It is unclear exactly why some people are more prone to pimples than others. Hormone fluctuation and genetic factors may play a role, as acne often runs in families, but some other factors are possible.
Good and bad bacteria
Just as in the gut, we have “good” bacteria that protect against disease and “bad” bacteria that cause disease, scientists have suggested that the same may be true for the skin.
Researchers at the Washington University School of Medicine identified two unique strains of P. acnes in the skin of 20 percent of people with pimples, while those with healthy skin tended not to harbor these strains. source
Another strain of P. acnes had the opposite effect. People with pimples tended not to have this strain, but those with healthy skin did have it.
This may indicate that particular types of bacteria determine the severity and frequency of pimples. The researchers suggest that these bacteria may also interact with different factors, such as hormone and sebum levels. They call for more research.
Acne-type breakouts have also been linked to yeast infections.
Pityrosporum, also known as malassezia or folliculutis, happens when a pityrosporum yeast enters the hair follicles and multiplies, triggering an itchy eruption of tiny, itchy, rounded pimples, that resembles acne. It mainly occurs on the upper chest, shoulders, and upper back, but it can also affect the face.
Most people have this yeast on their skin, but if too much develops, it can cause a problem. It can happen to both men and women in young to middle-age.

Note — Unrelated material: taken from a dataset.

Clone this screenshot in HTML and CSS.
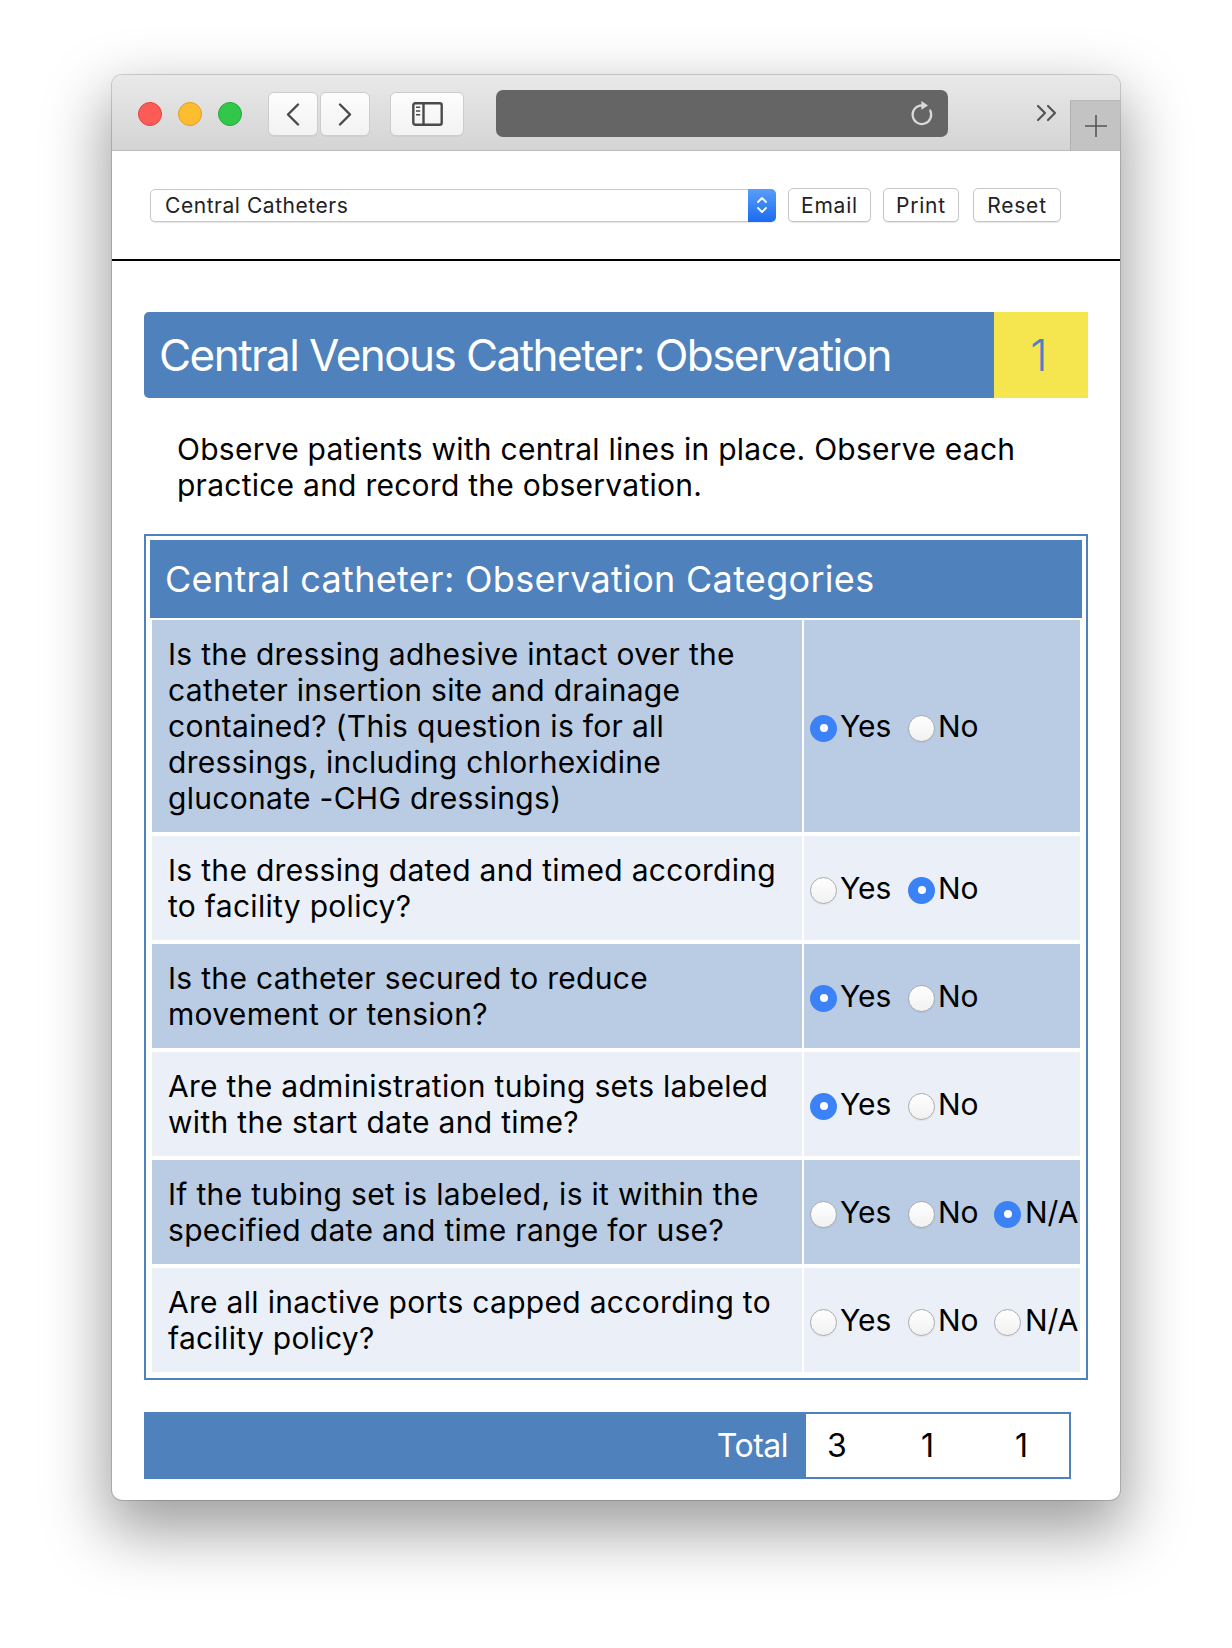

Humid, sweaty environments, clothes made of synthetic fibers, and the use of oily skin products can all make this worse.
The condition is common in adolescents, probably because of increased sebaceous gland activity. It is not the same as acne, but it is often confused with it.
Antibiotics that are usually used for acne can make also make the condition worse, as they suppress the bacteria that would otherwise control the yeast. Antifungal treatment is needed in the case of malassezia.
Researchers have found a link between acne pimples and higher levels of testosterone and other androgens, the “male” hormones that also exist in lower levels in females.
Higher testosterone levels appear to to trigger greater activity in the sebaceous glands, resulting in more clogged pores and higher chance of acne.
The role of diet in acne is unclear, but, since a healthy, balanced, diet is known to promote good health, some dietary factors may affect the likelihood of getting acne or pimples.
Vitamins A, D, and E are all known to play a role in maintaining healthy skin, so it is possible that an adequate supply of these vitamins may help prevent acne.
Milk consumption has been associated with acne. If milk does play a role, this could be due to the hormones in milk. However, findings have been inconclusive.
It has often been said that sugar and chocolate trigger acne, but research findings have not supported this.
Studies have linked a low glycemic-index (GI) diet with lower levels of insulin in the blood, lower levels of androgen, and a reduced likelihood of acne.
However, the results are not conclusive. Moreover, advocating a low GI diet could discourage people from consuming enough whole grains and other healthful foods that could provide useful nutrients.
Although acne is related to sebum production, avoiding all fat in the diet is not advisable. Healthy polyunsaturated and monounsaturated fats are necessary for key bodily functions. A fat-free or very low-fat diet can cause the skin to dry out and prompt the body to increase sebum production.
A good intake of fats from nuts, seeds, and olive oil may help by keeping inflammation in check, supporting the body in maintaining healthy blood sugar levels, and maintaining good skin moisture levels so as to provide an effective barrier and immune response to prevent bacterial infection.
According to the American Academy of Dermatology (AAD), “There is not enough data to recommend dietary changes for acne patients.”
If dietary changes are to play a role in acne treatment, the AAD suggest that this should be as a “complement to proven acne treatments,” rather than as a sole treatment. They suggest that individuals monitor themselves to see what might trigger a breakout.
- keeping a food diary, and sharing it with a dermatologist
- waiting for 12 weeks after cutting out a particular food, as it may take time to see the impact
- continuing with regular acne treatment while making any dietary changes
Some medical conditions also increase the chance of pimples, for example, polycystic ovarian syndrome (PCOS).
Since acne appears to stem from a complex interaction of nutrients, hormones, and other factors, it is difficult to pinpoint exactly what causes pimples to worsen.
If acne and pimples start to affect a person’s quality of life and self esteem, a doctor or dermatologist can often help.